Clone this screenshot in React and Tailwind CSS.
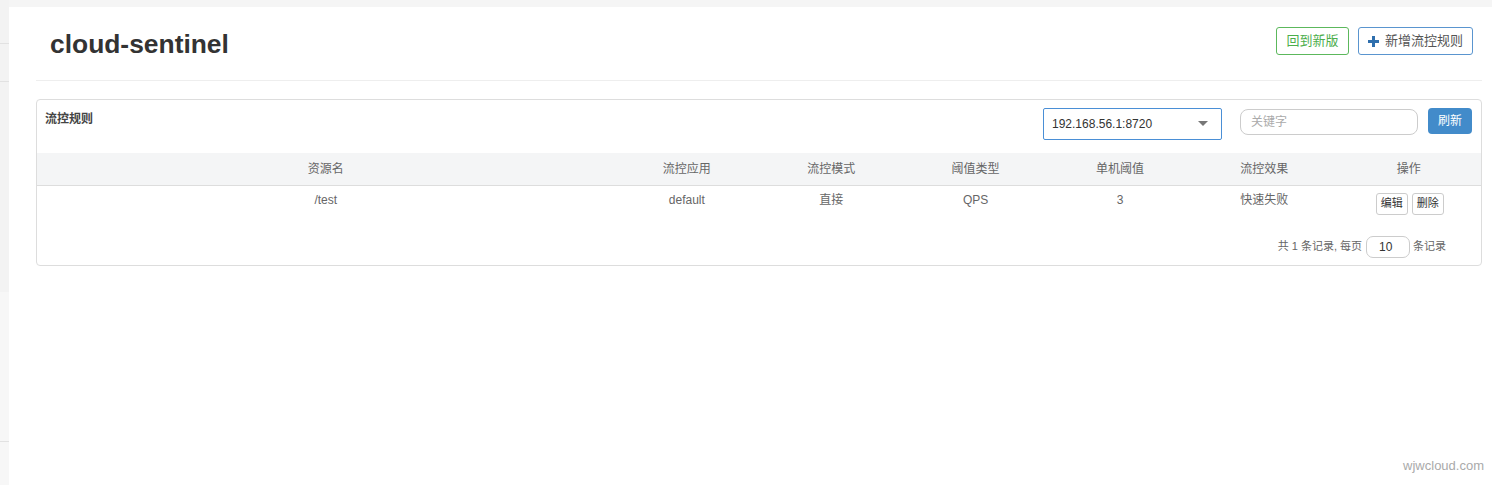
import React from "react"

const font = { fontFamily: '"Liberation Sans", Arial, "Noto Sans CJK SC", sans-serif' }

const columns = ["资源名", "流控应用", "流控模式", "阈值类型", "单机阈值", "流控效果", "操作"]

const rules = [
  { resource: "/test", app: "default", mode: "直接", grade: "QPS", count: "3", effect: "快速失败" },
]

function Sidebar() {
  return (
    <aside className="w-[9px] shrink-0 flex flex-col bg-[#f3f3f3]">
      <div className="h-[44px] border-b border-[#e2e2e2]" />
      <div className="h-[38px] border-b border-[#e2e2e2]" />
      <div className="h-[210px]" />
      <div className="h-[150px] bg-[#f7f7f7] border-b border-[#e2e2e2]" />
      <div className="flex-1 bg-[#f7f7f7]" />
    </aside>
  )
}

function Header() {
  return (
    <header className="flex items-center justify-between h-[74px] border-b border-[#eeeeee] pl-[14px] pr-[9px]">
      <h1 className="text-[26.4px] font-bold text-[#333] pt-[3px]">cloud-sentinel</h1>
      <div className="flex items-center gap-[9px] pb-[5px]">
        <button className="h-[28px] w-[73px] rounded-[3px] border border-[#5cb85c] text-[13px] text-[#4cae4c] bg-white">
          回到新版
        </button>
        <button className="h-[28px] w-[115px] rounded-[3px] border border-[#5a95cf] text-[13px] text-[#555] bg-white flex items-center justify-center gap-[6px]">
          <svg width="11" height="11" viewBox="0 0 11 11">
            <path d="M4 0h3v4h4v3H7v4H4V7H0V4h4z" fill="#2f6fad" />
          </svg>
          新增流控规则
        </button>
      </div>
    </header>
  )
}

function Toolbar() {
  return (
    <div className="flex items-start justify-between h-[53px] pl-[8px] pr-[9px] pt-[8px]">
      <div className="text-[12px] font-bold text-[#444] pt-[2px]">流控规则</div>
      <div className="flex items-start">
        <div className="w-[179px] h-[32px] border border-[#4a8fd6] rounded-[2px] flex items-center justify-between pl-[8px] pr-[13px] text-[12px] text-[#333]">
          <span>192.168.56.1:8720</span>
          <svg width="10" height="6" viewBox="0 0 10 6">
            <path d="M0 0h10L5 5z" fill="#777" />
          </svg>
        </div>
        <div className="ml-[18px] mt-[1px] w-[178px] h-[26px] border border-[#cccccc] rounded-[8px] flex items-center px-[10px] text-[12px] text-[#aaa]">
          关键字
        </div>
        <button className="ml-[10px] w-[44px] h-[26px] rounded-[4px] bg-[#428bca] text-white text-[12px]">刷新</button>
      </div>
    </div>
  )
}

function RulesTable() {
  return (
    <table className="w-full table-fixed border-collapse text-[12px] text-[#666]">
      <colgroup>
        <col className="w-[40%]" />
        {columns.slice(1).map((c) => (
          <col key={c} className="w-[10%]" />
        ))}
      </colgroup>
      <thead>
        <tr className="h-[32px] bg-[#f4f5f6] border-b border-[#dddddd]">
          {columns.map((c) => (
            <th key={c} className="font-normal text-center">{c}</th>
          ))}
        </tr>
      </thead>
      <tbody>
        {rules.map((r) => (
          <tr key={r.resource} className="align-top">
            <td className="text-center pt-[6px] leading-[16px]">{r.resource}</td>
            <td className="text-center pt-[6px] leading-[16px]">{r.app}</td>
            <td className="text-center pt-[6px] leading-[16px]">{r.mode}</td>
            <td className="text-center pt-[6px] leading-[16px]">{r.grade}</td>
            <td className="text-center pt-[6px] leading-[16px]">{r.count}</td>
            <td className="text-center pt-[6px] leading-[16px]">{r.effect}</td>
            <td className="pt-[7px] pb-[7px]">
              <div className="flex justify-center gap-[4px] pl-[2px]">
                <button className="w-[32px] h-[22px] border border-[#cccccc] rounded-[3px] text-[11px] text-[#333] bg-white">编辑</button>
                <button className="w-[32px] h-[22px] border border-[#cccccc] rounded-[3px] text-[11px] text-[#333] bg-white">删除</button>
              </div>
            </td>
          </tr>
        ))}
      </tbody>
    </table>
  )
}

function Pager() {
  return (
    <div className="flex items-center justify-end pr-[35px] pt-[14px] pb-[7px] text-[11px] text-[#666]">
      <span>共 1 条记录, 每页</span>
      <div className="ml-[4px] w-[44px] h-[22px] border border-[#cccccc] rounded-[7px] flex items-center pl-[12px] text-[12px] text-[#333]">10</div>
      <span className="ml-[3px]">条记录</span>
    </div>
  )
}

export default function App() {
  return (
    <div className="relative flex min-h-[485px] bg-[#f5f5f5]" style={font}>
      <Sidebar />
      <main className="flex-1 mt-[7px] bg-white pl-[27px] pr-[10px]">
        <Header />
        <section className="mt-[18px] border border-[#dddddd] rounded-[4px] bg-white">
          <Toolbar />
          <RulesTable />
          <Pager />
        </section>
      </main>
      <div className="absolute right-[8px] bottom-[10px] text-[13px] text-[#aaa]">wjwcloud.com</div>
    </div>
  )
}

_ _ _ _ _

### [GIVEN TASK]
Every line is to be duplicated exactly, though pictures stay out.

### [ANSWER TO THE TASK]
Clone this screenshot in React and Tailwind CSS.
import React from "react"

const font = { fontFamily: '"Liberation Sans", Arial, "Noto Sans CJK SC", sans-serif' }

const columns = ["资源名", "流控应用", "流控模式", "阈值类型", "单机阈值", "流控效果", "操作"]

const rules = [
  { resource: "/test", app: "default", mode: "直接", grade: "QPS", count: "3", effect: "快速失败" },
]

function Sidebar() {
  return (
    <aside className="w-[9px] shrink-0 flex flex-col bg-[#f3f3f3]">
      <div className="h-[44px] border-b border-[#e2e2e2]" />
      <div className="h-[38px] border-b border-[#e2e2e2]" />
      <div className="h-[210px]" />
      <div className="h-[150px] bg-[#f7f7f7] border-b border-[#e2e2e2]" />
      <div className="flex-1 bg-[#f7f7f7]" />
    </aside>
  )
}

function Header() {
  return (
    <header className="flex items-center justify-between h-[74px] border-b border-[#eeeeee] pl-[14px] pr-[9px]">
      <h1 className="text-[26.4px] font-bold text-[#333] pt-[3px]">cloud-sentinel</h1>
      <div className="flex items-center gap-[9px] pb-[5px]">
        <button className="h-[28px] w-[73px] rounded-[3px] border border-[#5cb85c] text-[13px] text-[#4cae4c] bg-white">
          回到新版
        </button>
        <button className="h-[28px] w-[115px] rounded-[3px] border border-[#5a95cf] text-[13px] text-[#555] bg-white flex items-center justify-center gap-[6px]">
          <svg width="11" height="11" viewBox="0 0 11 11">
            <path d="M4 0h3v4h4v3H7v4H4V7H0V4h4z" fill="#2f6fad" />
          </svg>
          新增流控规则
        </button>
      </div>
    </header>
  )
}

function Toolbar() {
  return (
    <div className="flex items-start justify-between h-[53px] pl-[8px] pr-[9px] pt-[8px]">
      <div className="text-[12px] font-bold text-[#444] pt-[2px]">流控规则</div>
      <div className="flex items-start">
        <div className="w-[179px] h-[32px] border border-[#4a8fd6] rounded-[2px] flex items-center justify-between pl-[8px] pr-[13px] text-[12px] text-[#333]">
          <span>192.168.56.1:8720</span>
          <svg width="10" height="6" viewBox="0 0 10 6">
            <path d="M0 0h10L5 5z" fill="#777" />
          </svg>
        </div>
        <div className="ml-[18px] mt-[1px] w-[178px] h-[26px] border border-[#cccccc] rounded-[8px] flex items-center px-[10px] text-[12px] text-[#aaa]">
          关键字
        </div>
        <button className="ml-[10px] w-[44px] h-[26px] rounded-[4px] bg-[#428bca] text-white text-[12px]">刷新</button>
      </div>
    </div>
  )
}

function RulesTable() {
  return (
    <table className="w-full table-fixed border-collapse text-[12px] text-[#666]">
      <colgroup>
        <col className="w-[40%]" />
        {columns.slice(1).map((c) => (
          <col key={c} className="w-[10%]" />
        ))}
      </colgroup>
      <thead>
        <tr className="h-[32px] bg-[#f4f5f6] border-b border-[#dddddd]">
          {columns.map((c) => (
            <th key={c} className="font-normal text-center">{c}</th>
          ))}
        </tr>
      </thead>
      <tbody>
        {rules.map((r) => (
          <tr key={r.resource} className="align-top">
            <td className="text-center pt-[6px] leading-[16px]">{r.resource}</td>
            <td className="text-center pt-[6px] leading-[16px]">{r.app}</td>
            <td className="text-center pt-[6px] leading-[16px]">{r.mode}</td>
            <td className="text-center pt-[6px] leading-[16px]">{r.grade}</td>
            <td className="text-center pt-[6px] leading-[16px]">{r.count}</td>
            <td className="text-center pt-[6px] leading-[16px]">{r.effect}</td>
            <td className="pt-[7px] pb-[7px]">
              <div className="flex justify-center gap-[4px] pl-[2px]">
                <button className="w-[32px] h-[22px] border border-[#cccccc] rounded-[3px] text-[11px] text-[#333] bg-white">编辑</button>
                <button className="w-[32px] h-[22px] border border-[#cccccc] rounded-[3px] text-[11px] text-[#333] bg-white">删除</button>
              </div>
            </td>
          </tr>
        ))}
      </tbody>
    </table>
  )
}

function Pager() {
  return (
    <div className="flex items-center justify-end pr-[35px] pt-[14px] pb-[7px] text-[11px] text-[#666]">
      <span>共 1 条记录, 每页</span>
      <div className="ml-[4px] w-[44px] h-[22px] border border-[#cccccc] rounded-[7px] flex items-center pl-[12px] text-[12px] text-[#333]">10</div>
      <span className="ml-[3px]">条记录</span>
    </div>
  )
}

export default function App() {
  return (
    <div className="relative flex min-h-[485px] bg-[#f5f5f5]" style={font}>
      <Sidebar />
      <main className="flex-1 mt-[7px] bg-white pl-[27px] pr-[10px]">
        <Header />
        <section className="mt-[18px] border border-[#dddddd] rounded-[4px] bg-white">
          <Toolbar />
          <RulesTable />
          <Pager />
        </section>
      </main>
      <div className="absolute right-[8px] bottom-[10px] text-[13px] text-[#aaa]">wjwcloud.com</div>
    </div>
  )
}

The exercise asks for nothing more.